Lithium is de naam van een metaal, welks oxyde, lithion genaamd en aan kiezelzuur gebonden, in 1817 door Arfvedson in het petaliet werd ontdekt.
Het komt in de natuur niet in grooten overvloed voor. Behalve in petaliet heeft men het gevonden in spodumen, amblygoniet, triphyllien, lepidoliet en toermalijn. In vele minerale wateren is het in zeer geringe hoeveelheid aanwezig, zooals in die van Karlsbad, Franzensbad, Pyrmont, Mariënbad, Kissingen, Hofgeismar, Bilin, Hall in Oostenrijk, Kreuznach, Klausen in Stiermarken enz.
Zuiver metallisch lithium verkrijgt men door ontleding van chloorlithium met hulp van een sterken electrischen stroom. Het behoort tot de klasse der alkali-metalen (kalium, natrium, rubidium, caesium), is zilverkleurig, maar wordt in de lucht spoedig geel. Het heeft een soortelijk gewigt van 0,59, smelt bij 180° C. en wordt bjj roodgloeihitte nog niet vlugtig.
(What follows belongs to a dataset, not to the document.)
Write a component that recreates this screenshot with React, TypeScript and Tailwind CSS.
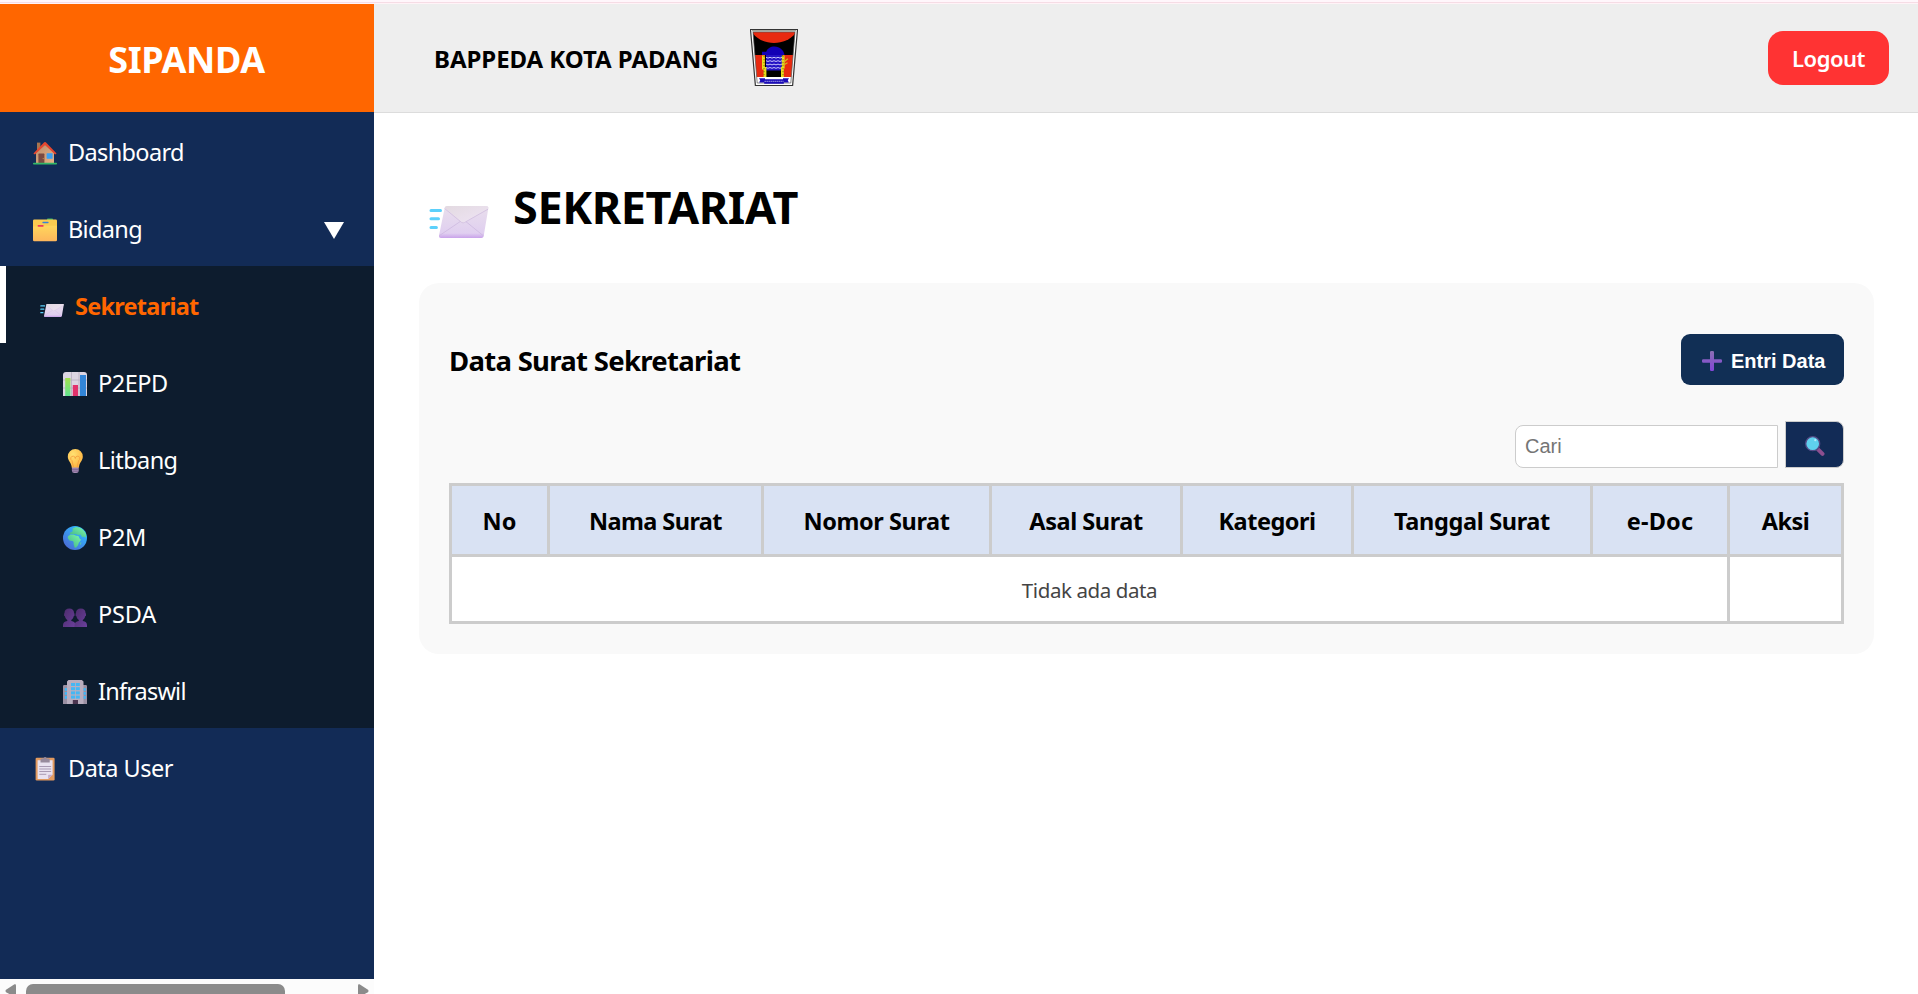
import type { ReactNode } from "react";

const HouseIcon = () => (
  <svg viewBox="0 0 24 24" className="size-6 shrink-0">
    <defs>
      <linearGradient id="wall" x1="0" y1="0" x2="1" y2="1">
        <stop offset="0" stopColor="#b98d6c" />
        <stop offset="1" stopColor="#e8b184" />
      </linearGradient>
    </defs>
    <rect x="4" y="1.6" width="3.4" height="8" fill="#a8744f" />
    <path d="M3 11.5 12 3.5l9 8V22H3z" fill="url(#wall)" />
    <path d="M.4 12.4 11.2 1.3a1.2 1.2 0 0 1 1.6 0L23.6 12.4l-1.5 1.2L12 3.9 1.9 13.6z" fill="#e5472f" />
    <rect x="5.4" y="12.6" width="6" height="9.4" rx=".6" fill="#7a4a42" />
    <rect x="9.6" y="17" width="1.2" height="1.2" rx=".6" fill="#c9a04f" />
    <rect x="13.6" y="12.2" width="6" height="5.6" rx=".5" fill="#3aa0f2" />
    <rect y="21.8" width="24" height="1.8" rx=".8" fill="#32b768" />
  </svg>
);

const FolderIcon = () => (
  <svg viewBox="0 0 24 24" className="size-6 shrink-0">
    <defs>
      <linearGradient id="folder" x1="0" y1="0" x2="0" y2="1">
        <stop offset="0" stopColor="#ffd65c" />
        <stop offset="1" stopColor="#fdb65c" />
      </linearGradient>
    </defs>
    <rect x="14" y=".4" width="6" height="3" rx=".8" fill="#32b768" />
    <path d="M0 2.800a1.200 1.200 0 0 1 1.200-1.200h21.600A1.200 1.200 0 0 1 24 2.800V12H0z" fill="#fbcb50" />
    <rect x="9.400" y="3.700" width="6.200" height="1.500" rx=".6" fill="#3b82d6" />
    <path d="M0 8.600h10.600l1.200-.9H24V22a1.300 1.300 0 0 1-1.300 1.300H1.300A1.300 1.300 0 0 1 0 22z" fill="url(#folder)" />
    <rect x="4.600" y="7" width="6" height="1.800" rx=".7" fill="#f03c5a" />
  </svg>
);

const EnvelopeIcon = ({ className }: { className: string }) => (
  <svg viewBox="0 0 60 32" className={className}>
    <defs>
      <linearGradient id="mail" x1="0" y1="0" x2="0" y2="1">
        <stop offset="0" stopColor="#e9dfec" />
        <stop offset=".85" stopColor="#e0cff0" />
        <stop offset="1" stopColor="#c9a2ea" />
      </linearGradient>
      <linearGradient id="flap" x1="0" y1="0" x2="1" y2="1">
        <stop offset="0" stopColor="#e3dae1" />
        <stop offset="1" stopColor="#efe4f5" />
      </linearGradient>
    </defs>
    <g stroke="#5cd0fb" strokeWidth="3" strokeLinecap="round">
      <path d="M2 4.600h9.500M2 12.800h7.500M2 21.400h5.400" />
    </g>
    <path d="M15.600 2.200A3 3 0 0 1 18.400 0H57.300a2 2 0 0 1 2 2.500L54.700 30a2.400 2.400 0 0 1-2.400 2H12a2 2 0 0 1-2-2.400z" fill="url(#mail)" />
    <path d="M15.600 1.500A3 3 0 0 1 18.400 0H57.300a2 2 0 0 1 2 2.500L35.500 16.500q-1.500.8-2.800 0z" fill="url(#flap)" />
    <path d="M15.600 2.500 32.700 16.500q1.500.8 2.800 0L59 3.200" fill="none" stroke="#d3c1e0" strokeWidth=".9" />
    <path d="M10.500 29.500 31 15.700M54.400 29.800 37 15.700" fill="none" stroke="#cdb9e0" strokeWidth=".8" />
  </svg>
);

const ChartIcon = () => (
  <svg viewBox="0 0 24 24" className="size-6 shrink-0">
    <defs>
      <linearGradient id="green" x1="0" y1="0" x2="0" y2="1">
        <stop offset="0" stopColor="#a4e04e" />
        <stop offset="1" stopColor="#5fe38e" />
      </linearGradient>
    </defs>
    <path d="M0 3a3 3 0 0 1 3-3h18a3 3 0 0 1 3 3v21H0z" fill="#dcd5e2" />
    <path d="M8.500 0v24M16 0v24M0 8h24M0 16h24" stroke="#b7adbf" strokeWidth=".8" />
    <rect x="2.200" y="6" width="5.200" height="18" fill="url(#green)" />
    <rect x="9.800" y="13" width="5.200" height="11" fill="#e2326c" />
    <rect x="17" y="3" width="6" height="21" fill="#3285d8" />
  </svg>
);

const BulbIcon = () => (
  <svg viewBox="0 0 24 24" className="size-6 shrink-0">
    <defs>
      <radialGradient id="bulb" cx=".35" cy=".3" r=".8">
        <stop offset="0" stopColor="#ffe173" />
        <stop offset="1" stopColor="#fdb03c" />
      </radialGradient>
    </defs>
    <path d="M12.300 0a7.500 7.500 0 0 1 7.500 7.600c0 4-2.800 5.400-3.700 9.400l-.4 1.900H8.900L8.500 17C7.600 13 4.800 11.600 4.800 7.600A7.500 7.500 0 0 1 12.300 0z" fill="url(#bulb)" />
    <path d="m10.500 18-1.600-6.500a2.300 2.300 0 1 1 3.400-2 2.300 2.300 0 1 1 3.400 2L14.100 18" fill="none" stroke="#f39a3c" strokeWidth=".8" />
    <path d="M8.900 18.500h6.800v3.200a2.400 2.400 0 0 1-2.400 2.300h-2a2.400 2.400 0 0 1-2.400-2.300z" fill="#a48bb4" />
    <path d="M8.900 20.300h6.800M9.200 22.200h6.200" stroke="#6f5483" strokeWidth=".7" />
  </svg>
);

const GlobeIcon = () => (
  <svg viewBox="0 0 24 24" className="size-6 shrink-0">
    <defs>
      <linearGradient id="sea" x1=".8" y1=".2" x2=".2" y2=".9">
        <stop offset="0" stopColor="#2fb6ff" />
        <stop offset="1" stopColor="#4a6fd6" />
      </linearGradient>
      <linearGradient id="land" x1="1" y1="0" x2="0" y2="1">
        <stop offset="0" stopColor="#7dfba9" />
        <stop offset="1" stopColor="#3fae86" />
      </linearGradient>
    </defs>
    <circle cx="12" cy="12" r="12" fill="url(#sea)" />
    <path d="M9.500 2.600 13 1l4 .8c3 1.400 5.200 4 6.200 7l-.6 3-2-1.300-1.200.8-2-2.700-2.400.3-2.200-1-2.500.6-2-.8-1.400.7.300-2 2-.7.600-1.600z" fill="url(#land)" />
    <path d="M5 10.200 7.600 8.400l3.400.3 2.200 1 2.200.3 1.500 3 1.300.8-2.400 3-.8 2.400-1.900 2.300-1.400.2-1-3.100-.1-2.500-1-1.200-3.200-.4L4.700 12z" fill="url(#land)" />
    <path d="m17.500 16.300.9 0-.4 2.200-.9.300z" fill="#5fd19a" />
  </svg>
);

const PeopleIcon = () => (
  <svg viewBox="0 0 24 24" className="size-6 shrink-0">
    <defs>
      <linearGradient id="person" x1="0" y1="0" x2="1" y2="1">
        <stop offset="0" stopColor="#4c2b6b" />
        <stop offset="1" stopColor="#6a409c" />
      </linearGradient>
    </defs>
    {[0, 11.5].map((x) => (
      <g key={x} transform={`translate(${x} 5.500)`} fill="url(#person)">
        <path d="M1.500 4.500C1.500 1.500 3.300 0 6.300 0S11 1.500 11 4.500l.5.800v1.900l-.8.600C10.200 10.500 8.600 12 6.300 12s-3.900-1.500-4.400-4.200l-.8-.600V5.300zM4.300 10h4v4h-4zM0 18.500v-1.800c0-2.500 1.700-3.700 4.200-4.200h4.200c2.500.5 4.100 1.700 4.100 4.200v1.800z" />
      </g>
    ))}
  </svg>
);

const BuildingIcon = () => (
  <svg viewBox="0 0 24 24" className="size-6 shrink-0">
    <path d="M0 6.200A1.200 1.200 0 0 1 1.200 5H5v19H0z" fill="#9a90a3" />
    <path d="M24 6.200A1.200 1.200 0 0 0 22.800 5H19v19h5z" fill="#9a90a3" />
    <path d="M4 1.500 5.500 0h13.300L20.500 1.500V24H4z" fill="#b9aebf" />
    <g fill="#44b7f5">
      {[3, 7.2, 11.4, 15.6].map((y) => (
        <g key={y}>
          <rect x="8" y={y} width="4" height="3" />
          <rect x="12.800" y={y} width="4" height="3" />
        </g>
      ))}
      {[8, 12, 16].map((y) => (
        <g key={y}>
          <rect x="1.800" y={y} width="2.200" height="2.800" />
          <rect x="20.600" y={y} width="2.200" height="2.800" />
        </g>
      ))}
    </g>
    <rect x="9.800" y="20" width="5.200" height="4" fill="#4b3550" />
  </svg>
);

const ClipboardIcon = () => (
  <svg viewBox="0 0 24 24" className="size-6 shrink-0">
    <rect x="2.600" y=".8" width="19" height="22.600" rx="1.200" fill="#e29a5f" />
    <path d="M4.600 3.200h15v14.500l-4.500 4.300H4.600z" fill="#e9e2f0" />
    <path d="m19.600 17.700-4.500 4.300v-3.600q0-.7.700-.7z" fill="#c4abc9" />
    <path d="M7.500 5.400V2.600a1 1 0 0 1 1-1h2a1.600 1.600 0 0 1 3.200 0h2a1 1 0 0 1 1 1v2.800z" fill="#978a9c" />
    <path d="M6.300 9.500h11.800M6.300 12h11.800M6.300 14.500h11.800M6.300 17.300h7" stroke="#a99ab3" strokeWidth="1" />
  </svg>
);

const CityCrest = () => (
  <svg viewBox="0 0 48 57" className="h-[57px] w-12 shrink-0">
    <defs>
      <clipPath id="field">
        <path d="M3 3h42l-4.200 51H7.200z" />
      </clipPath>
    </defs>
    <path d="M.500.500h47L42.600 56.500H5.400z" fill="#fff" stroke="#333" strokeWidth="1.200" />
    <path d="M2 1.800h44" stroke="#a3a399" strokeWidth="1.600" />
    <g clipPath="url(#field)">
      <rect width="48" height="26" fill="#000" />
      <path d="M2 3h44C42 10 33 14 24 14S6 10 2 3z" fill="#e82a10" />
      <rect y="26" width="48" height="22" fill="#e82a10" />
      <rect y="48" width="48" height="8" fill="#fff" />
    </g>
    <path d="M3 3h42l-4.200 51H7.200z" fill="none" stroke="#555" strokeWidth=".7" />
    <path d="M12 26v-3.200h4.200c1-3.400 4.300-5.400 8.300-5.400 5.300 0 9.300 3.500 10 8.600z" fill="#1200b5" />
    <rect x="15" y="26" width="18" height="22" fill="#000" />
    <rect x="16" y="26" width="16" height="15.500" fill="#2413c4" />
    <path d="M16 28.300l2 .8 2-.8 2 .8 2-.8 2 .8 2-.8 2 .8 2-.8M16 31.700l2 .8 2-.8 2 .8 2-.8 2 .8 2-.8 2 .8 2-.8M16 35.100l2 .8 2-.8 2 .8 2-.8 2 .8 2-.8 2 .8 2-.8M16 38.500l2 .8 2-.8 2 .8 2-.8 2 .8 2-.8 2 .8 2-.8" fill="none" stroke="#d9d8ff" strokeWidth=".9" />
    <path d="M13.400 26.500v14M15 38v10M33.200 26.500v13M32.400 38v10" stroke="#e8dc1c" strokeWidth="2.800" />
    <path d="M14 27v20M33 27v20" stroke="#6b6310" strokeWidth=".8" strokeDasharray="1.200 1.800" />
    <path d="M34 33l3.800-3.200M33.500 36l4-2.200" stroke="#d5b81a" strokeWidth="1.200" />
    <path d="M9 49.300h6v1h18v-1h6l-1.200 2 1 2.200h-5v1.200H14.200v-1.200h-5l1-2.200z" fill="#1a0bb8" />
    <path d="M14.500 52.300h19" stroke="#a9a6e6" strokeWidth="1" strokeDasharray="1.400 .6" />
  </svg>
);

const PlusIcon = () => (
  <svg viewBox="0 0 20 20" className="size-5 shrink-0">
    <defs>
      <linearGradient id="plus" x1="0" y1="0" x2="0" y2="1">
        <stop offset="0" stopColor="#8b6fb4" />
        <stop offset="1" stopColor="#8245d8" />
      </linearGradient>
    </defs>
    <path d="M8 1.200A1.200 1.200 0 0 1 9.200 0h1.600A1.200 1.200 0 0 1 12 1.200V8.200h6.800A1.200 1.200 0 0 1 20 9.400v1.200a1.200 1.200 0 0 1-1.200 1.200H12v7A1.200 1.200 0 0 1 10.800 20H9.200A1.200 1.200 0 0 1 8 18.800v-7H1.200A1.200 1.200 0 0 1 0 10.600V9.400a1.200 1.200 0 0 1 1.200-1.200H8z" fill="url(#plus)" />
  </svg>
);

const SearchIcon = () => (
  <svg viewBox="0 0 20 20" className="size-5 shrink-0">
    <path d="M13 13.300 17.500 17.800" stroke="#8d4f8f" strokeWidth="4" strokeLinecap="round" />
    <path d="M11.500 12 13 13.500" stroke="#5c4480" strokeWidth="2.600" />
    <circle cx="7.700" cy="7.700" r="7" fill="#5fd0ee" stroke="#544a86" strokeWidth="1.300" />
    <circle cx="10.300" cy="4.200" r="1.100" fill="#b5ecfb" />
  </svg>
);

type NavItem = { label: string; tracking: string; icon: ReactNode };

const bidangItems: NavItem[] = [
  { label: "P2EPD", tracking: "tracking-[-0.5px]", icon: <ChartIcon /> },
  { label: "Litbang", tracking: "tracking-[-0.57px]", icon: <BulbIcon /> },
  { label: "P2M", tracking: "tracking-[-0.3px]", icon: <GlobeIcon /> },
  { label: "PSDA", tracking: "tracking-[-0.2px]", icon: <PeopleIcon /> },
  { label: "Infraswil", tracking: "tracking-[-0.8px]", icon: <BuildingIcon /> },
];

const columns = [
  { label: "No", width: "w-[98px]", tracking: "tracking-normal" },
  { label: "Nama Surat", width: "w-[214px]", tracking: "tracking-[-0.6px]" },
  { label: "Nomor Surat", width: "w-[228px]", tracking: "tracking-[-0.4px]" },
  { label: "Asal Surat", width: "w-[191px]", tracking: "tracking-[-0.45px]" },
  { label: "Kategori", width: "w-[171px]", tracking: "tracking-[-0.5px]" },
  { label: "Tanggal Surat", width: "w-[239px]", tracking: "tracking-[-0.35px]" },
  { label: "e-Doc", width: "w-[137px]", tracking: "tracking-[0.2px]" },
  { label: "Aksi", width: "w-[111px]", tracking: "tracking-[-0.5px]" },
];

function Sidebar() {
  return (
    <aside className="flex w-[374px] shrink-0 flex-col bg-[#122b56] text-[23.5px] text-white">
      <div className="flex h-[108px] shrink-0 items-center justify-center bg-[#ff6600] pt-[3px] pr-px text-[36px] font-bold tracking-[-0.4px]">
        SIPANDA
      </div>
      <nav className="flex grow flex-col">
        <a className="flex h-[77px] items-center pt-[5px] pl-[33px]">
          <HouseIcon />
          <span className="ml-[11px] tracking-[-0.65px]">Dashboard</span>
        </a>
        <a className="flex h-[77px] items-center pt-[5px] pr-[30px] pl-[33px]">
          <FolderIcon />
          <span className="ml-[11px] tracking-[-0.65px]">Bidang</span>
          <svg viewBox="0 0 20 17" className="ml-auto h-[17px] w-5">
            <path d="M0 0h20L10 17z" fill="#fff" />
          </svg>
        </a>
        <div className="bg-[#0d1c2e]">
          <a className="flex h-[77px] items-center border-l-[6px] border-white pt-[5px] pl-[34px] font-bold text-[#ff6600]">
            <EnvelopeIcon className="mt-[6px] h-[13px] w-6 shrink-0" />
            <span className="ml-[11px] tracking-[-0.75px]">Sekretariat</span>
          </a>
          {bidangItems.map((item) => (
            <a key={item.label} className="flex h-[77px] items-center pt-[5px] pl-[63px]">
              {item.icon}
              <span className={`ml-[11px] ${item.tracking}`}>{item.label}</span>
            </a>
          ))}
        </div>
        <a className="flex h-[77px] items-center pt-[5px] pl-[33px]">
          <ClipboardIcon />
          <span className="ml-[11px] tracking-[-0.5px]">Data User</span>
        </a>
      </nav>
      <div className="flex h-[15px] shrink-0 items-start overflow-hidden bg-[#fcfcfc] pt-[5px] pr-[5px] pl-[5px]">
        <svg viewBox="0 0 12 14" className="h-[14px] w-3 shrink-0">
          <path d="M11 1.500v11q0 1-1 .6L1 8.200Q0 7 1 5.800L9.500.3q1.500-.6 1.500 1.200z" fill="#8b8b8b" />
        </svg>
        <div className="ml-[9px] h-4 w-[259px] shrink-0 rounded-[7px] bg-[#8b8b8b]" />
        <svg viewBox="0 0 12 14" className="ml-auto h-[14px] w-3 shrink-0">
          <path d="M1 1.500v11q0 1 1 .6l9-4.900q1-1.200 0-2.400L2.500.3Q1-.3 1 1.500z" fill="#8b8b8b" />
        </svg>
      </div>
    </aside>
  );
}

function TopBar() {
  return (
    <header className="flex h-[109px] items-center border-b border-[#dcdcdc] bg-[#eeeeee] pr-[29px] pl-[60px]">
      <span className="pt-[2px] text-[24px] font-bold tracking-[-0.05px]">BAPPEDA KOTA PADANG</span>
      <div className="-mt-px ml-8">
        <CityCrest />
      </div>
      <button className="ml-auto flex h-[54px] w-[121px] items-center justify-center rounded-[15px] bg-[#ff3333] pt-px text-[22px] font-semibold tracking-[-0.5px] text-white">
        Logout
      </button>
    </header>
  );
}

function LetterTable() {
  return (
    <div className="mt-[15px] border-[3px] border-[#cccccc] bg-white">
      <div className="flex h-[71px] border-b-[3px] border-[#cccccc] bg-[#d9e2f3]">
        {columns.map((col) => (
          <div
            key={col.label}
            className={`flex shrink-0 items-center justify-center border-r-[3px] border-[#cccccc] pt-1 text-[23.5px] font-bold whitespace-nowrap last:border-r-0 ${col.width} ${col.tracking}`}
          >
            {col.label}
          </div>
        ))}
      </div>
      <div className="flex h-16">
        <div className="flex w-[1278px] items-center justify-center border-r-[3px] border-[#cccccc] pt-[3px] text-[20.5px] tracking-[-0.4px] text-[#444444]">
          Tidak ada data
        </div>
        <div className="grow" />
      </div>
    </div>
  );
}

export default function App() {
  return (
    <div className="flex h-[994px] w-[1918px] flex-col overflow-hidden bg-white font-['Noto_Sans','Open_Sans',sans-serif] leading-normal text-black">
      <div className="h-1 shrink-0 border-b border-[#fff3f7] bg-[#fff6fb] pt-[2px]">
        <div className="h-px bg-[#f6dce5]" />
      </div>
      <div className="flex min-h-0 grow">
        <Sidebar />
        <div className="flex min-w-0 grow flex-col">
          <TopBar />
          <main className="pr-11 pl-[45px]">
            <div className="flex h-[170px] items-center pt-[17px] pl-[10px]">
              <EnvelopeIcon className="mt-[31px] h-8 w-[60px] shrink-0" />
              <h1 className="ml-6 text-[45px] leading-none font-bold tracking-[-0.4px]">SEKRETARIAT</h1>
            </div>
            <section className="rounded-[20px] bg-[#f9f9f9] px-[30px] pt-[51px] pb-[30px]">
              <div className="flex h-[51px] items-center justify-between">
                <h2 className="pt-[3px] text-[27.5px] font-bold tracking-[-0.7px]">Data Surat Sekretariat</h2>
                <button className="flex h-[51px] w-[163px] items-center rounded-[9px] bg-[#112f55] pt-[3px] pl-[21px] font-['Liberation_Sans',Arial,sans-serif] text-[20px] font-bold whitespace-nowrap text-white">
                  <PlusIcon />
                  <span className="ml-[9px]">Entri Data</span>
                </button>
              </div>
              <div className="mt-9 flex items-end justify-end">
                <input
                  placeholder="Cari"
                  className="h-[43px] w-[263px] rounded-l-[8px] border border-[#cccccc] bg-white px-[9px] font-['Liberation_Sans',Arial,sans-serif] text-[20px] placeholder:text-[#757575]"
                />
                <button className="ml-[7px] flex h-[47px] w-[59px] items-center justify-center rounded-r-[8px] border border-[#cccccc] bg-[#122b56] pt-[2px]">
                  <SearchIcon />
                </button>
              </div>
              <LetterTable />
            </section>
          </main>
        </div>
      </div>
    </div>
  );
}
Het is harder dan kalium en natrium, oxydeert niet zoo spoedig als deze, maar ontleedt water met ongemeene kracht.
In de opene lucht boven zijn smeltpunt verhit, verbrandt het met een fel licht tot lithion, den eenigen oxydatietrap dien men naauwkeurig kent. Het lithion is een alkali, dat zeer gelijkt op natron en kali, maar niet zoo gemakkelijk oplost in water. Het reageert zeer alkalisch, smaakt scherp en prikkelend en verwoest de opperhuid van de tong. De lithionzouten zijn alle oplosbaar in water, onderscheiden zich door smeltbaarheid en geven aan de vlam eene roode kleur.